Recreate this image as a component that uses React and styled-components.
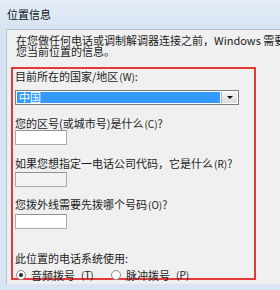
import { createGlobalStyle, styled } from "styled-components";

const GlobalStyle = createGlobalStyle`
  html, body {
    margin: 0;
    padding: 0;
  }
  body {
    width: 280px;
    height: 290px;
    overflow: hidden;
    background: #d9e5f3;
    font-family: "Noto Sans CJK SC", "Noto Sans", sans-serif;
    font-size: 11px;
    color: #1c1c1c;
  }
`;

const Window = styled.div`
  display: flex;
  flex-direction: column;
  width: 280px;
  height: 290px;
  background: linear-gradient(#e4edf8, #d6e3f2 30px, #d9e5f3);
`;

const TitleBar = styled.div`
  height: 29px;
  display: flex;
  align-items: center;
  padding-left: 7px;
  padding-bottom: 2px;
  box-sizing: border-box;
  font-size: 11px;
  color: #111;
`;

const Panel = styled.div`
  flex: 1;
  margin: 0 0 6px 6px;
  border-top: 1px solid #b8c3d1;
  border-left: 1px solid #b8c3d1;
  background: #f0f0f0;
  overflow: hidden;
  white-space: nowrap;
`;

const Intro = styled.p`
  margin: 5px 0 0 9px;
  line-height: 11px;
  font-size: 11px;
`;

const Highlight = styled.div`
  margin: 10px 0 0 4px;
  width: 245px;
  height: 213px;
  box-sizing: border-box;
  border: 2px solid #e5383b;
  padding: 0 2px;
`;

const Label = styled.div`
  margin-top: ${(p) => p.$gap}px;
  height: 12px;
  line-height: 12px;
  font-size: 11px;
`;

const Select = styled.div`
  margin-top: 8px;
  width: 224px;
  height: 15px;
  box-sizing: border-box;
  border: 1px solid #7d7d7d;
  background: #fff;
  display: flex;
  padding: 1px;
`;

const Selected = styled.div`
  flex: 1;
  background: #3399ff;
  color: #fff;
  line-height: 11px;
  font-size: 11px;
  padding-left: 2px;
`;

const DropButton = styled.div`
  width: 15px;
  margin-left: 1px;
  background: linear-gradient(#f4f4f4, #dcdcdc);
  border-left: 1px solid #b5b5b5;
  display: flex;
  align-items: center;
  justify-content: center;

  &::after {
    content: "";
    border-left: 3px solid transparent;
    border-right: 3px solid transparent;
    border-top: 3px solid #111;
  }
`;

const TextBox = styled.div`
  margin-top: ${(p) => p.$gap}px;
  width: 52px;
  height: 15px;
  box-sizing: border-box;
  border: 1px solid #a9acb2;
  border-top-color: #8e9196;
  background: ${(p) => (p.$disabled ? "#f3f3f3" : "#fff")};
`;

const RadioRow = styled.div`
  margin-top: 4px;
  display: flex;
  align-items: center;
  height: 13px;
`;

const RadioOption = styled.label`
  display: flex;
  align-items: center;
  gap: 5px;
  margin-left: 1px;
  width: ${(p) => p.$width}px;
`;

const RadioDot = styled.span`
  width: 8px;
  height: 8px;
  border-radius: 50%;
  border: 1px solid #8f8f8f;
  background: #fafafa;
  position: relative;

  &::after {
    content: "";
    display: ${(p) => (p.$checked ? "block" : "none")};
    position: absolute;
    left: 2px;
    top: 2px;
    width: 4px;
    height: 4px;
    border-radius: 50%;
    background: #1f2a3a;
  }
`;

const Hint = styled.span`
  font-size: 10px;
  margin-left: 1px;
`;

const App = () => {
  return (
    <>
      <GlobalStyle />
      <Window>
        <TitleBar>位置信息</TitleBar>
        <Panel>
          <Intro>
            在您做任何电话或调制解调器连接之前，Windows 需要知道
            <br />
            您当前位置的信息。
          </Intro>
          <Highlight>
            <Label $gap={1}>
              目前所在的国家/地区<Hint>(W)</Hint>:
            </Label>
            <Select>
              <Selected>中国</Selected>
              <DropButton />
            </Select>
            <Label $gap={12}>
              您的区号(或城市号)是什么<Hint>(C)</Hint>?
            </Label>
            <TextBox $gap={1} />
            <Label $gap={12}>
              如果您想指定一电话公司代码，它是什么<Hint>(R)</Hint>?
            </Label>
            <TextBox $gap={3} $disabled />
            <Label $gap={11}>
              您拨外线需要先拨哪个号码<Hint>(O)</Hint>?
            </Label>
            <TextBox $gap={4} />
            <Label $gap={23}>此位置的电话系统使用:</Label>
            <RadioRow>
              <RadioOption $width={94}>
                <RadioDot $checked />
                音频拨号<Hint>(T)</Hint>
              </RadioOption>
              <RadioOption $width={80}>
                <RadioDot />
                脉冲拨号<Hint>(P)</Hint>
              </RadioOption>
            </RadioRow>
          </Highlight>
        </Panel>
      </Window>
    </>
  );
};

export default App;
☆ ☆ ☆ ☆
◆ **What you need to do**: Repeat the data exactly in full, omitting its pictures.

◆ **Task answer**:
Recreate this image as a component that uses React and styled-components.
import { createGlobalStyle, styled } from "styled-components";

const GlobalStyle = createGlobalStyle`
  html, body {
    margin: 0;
    padding: 0;
  }
  body {
    width: 280px;
    height: 290px;
    overflow: hidden;
    background: #d9e5f3;
    font-family: "Noto Sans CJK SC", "Noto Sans", sans-serif;
    font-size: 11px;
    color: #1c1c1c;
  }
`;

const Window = styled.div`
  display: flex;
  flex-direction: column;
  width: 280px;
  height: 290px;
  background: linear-gradient(#e4edf8, #d6e3f2 30px, #d9e5f3);
`;

const TitleBar = styled.div`
  height: 29px;
  display: flex;
  align-items: center;
  padding-left: 7px;
  padding-bottom: 2px;
  box-sizing: border-box;
  font-size: 11px;
  color: #111;
`;

const Panel = styled.div`
  flex: 1;
  margin: 0 0 6px 6px;
  border-top: 1px solid #b8c3d1;
  border-left: 1px solid #b8c3d1;
  background: #f0f0f0;
  overflow: hidden;
  white-space: nowrap;
`;

const Intro = styled.p`
  margin: 5px 0 0 9px;
  line-height: 11px;
  font-size: 11px;
`;

const Highlight = styled.div`
  margin: 10px 0 0 4px;
  width: 245px;
  height: 213px;
  box-sizing: border-box;
  border: 2px solid #e5383b;
  padding: 0 2px;
`;

const Label = styled.div`
  margin-top: ${(p) => p.$gap}px;
  height: 12px;
  line-height: 12px;
  font-size: 11px;
`;

const Select = styled.div`
  margin-top: 8px;
  width: 224px;
  height: 15px;
  box-sizing: border-box;
  border: 1px solid #7d7d7d;
  background: #fff;
  display: flex;
  padding: 1px;
`;

const Selected = styled.div`
  flex: 1;
  background: #3399ff;
  color: #fff;
  line-height: 11px;
  font-size: 11px;
  padding-left: 2px;
`;

const DropButton = styled.div`
  width: 15px;
  margin-left: 1px;
  background: linear-gradient(#f4f4f4, #dcdcdc);
  border-left: 1px solid #b5b5b5;
  display: flex;
  align-items: center;
  justify-content: center;

  &::after {
    content: "";
    border-left: 3px solid transparent;
    border-right: 3px solid transparent;
    border-top: 3px solid #111;
  }
`;

const TextBox = styled.div`
  margin-top: ${(p) => p.$gap}px;
  width: 52px;
  height: 15px;
  box-sizing: border-box;
  border: 1px solid #a9acb2;
  border-top-color: #8e9196;
  background: ${(p) => (p.$disabled ? "#f3f3f3" : "#fff")};
`;

const RadioRow = styled.div`
  margin-top: 4px;
  display: flex;
  align-items: center;
  height: 13px;
`;

const RadioOption = styled.label`
  display: flex;
  align-items: center;
  gap: 5px;
  margin-left: 1px;
  width: ${(p) => p.$width}px;
`;

const RadioDot = styled.span`
  width: 8px;
  height: 8px;
  border-radius: 50%;
  border: 1px solid #8f8f8f;
  background: #fafafa;
  position: relative;

  &::after {
    content: "";
    display: ${(p) => (p.$checked ? "block" : "none")};
    position: absolute;
    left: 2px;
    top: 2px;
    width: 4px;
    height: 4px;
    border-radius: 50%;
    background: #1f2a3a;
  }
`;

const Hint = styled.span`
  font-size: 10px;
  margin-left: 1px;
`;

const App = () => {
  return (
    <>
      <GlobalStyle />
      <Window>
        <TitleBar>位置信息</TitleBar>
        <Panel>
          <Intro>
            在您做任何电话或调制解调器连接之前，Windows 需要知道
            <br />
            您当前位置的信息。
          </Intro>
          <Highlight>
            <Label $gap={1}>
              目前所在的国家/地区<Hint>(W)</Hint>:
            </Label>
            <Select>
              <Selected>中国</Selected>
              <DropButton />
            </Select>
            <Label $gap={12}>
              您的区号(或城市号)是什么<Hint>(C)</Hint>?
            </Label>
            <TextBox $gap={1} />
            <Label $gap={12}>
              如果您想指定一电话公司代码，它是什么<Hint>(R)</Hint>?
            </Label>
            <TextBox $gap={3} $disabled />
            <Label $gap={11}>
              您拨外线需要先拨哪个号码<Hint>(O)</Hint>?
            </Label>
            <TextBox $gap={4} />
            <Label $gap={23}>此位置的电话系统使用:</Label>
            <RadioRow>
              <RadioOption $width={94}>
                <RadioDot $checked />
                音频拨号<Hint>(T)</Hint>
              </RadioOption>
              <RadioOption $width={80}>
                <RadioDot />
                脉冲拨号<Hint>(P)</Hint>
              </RadioOption>
            </RadioRow>
          </Highlight>
        </Panel>
      </Window>
    </>
  );
};

export default App;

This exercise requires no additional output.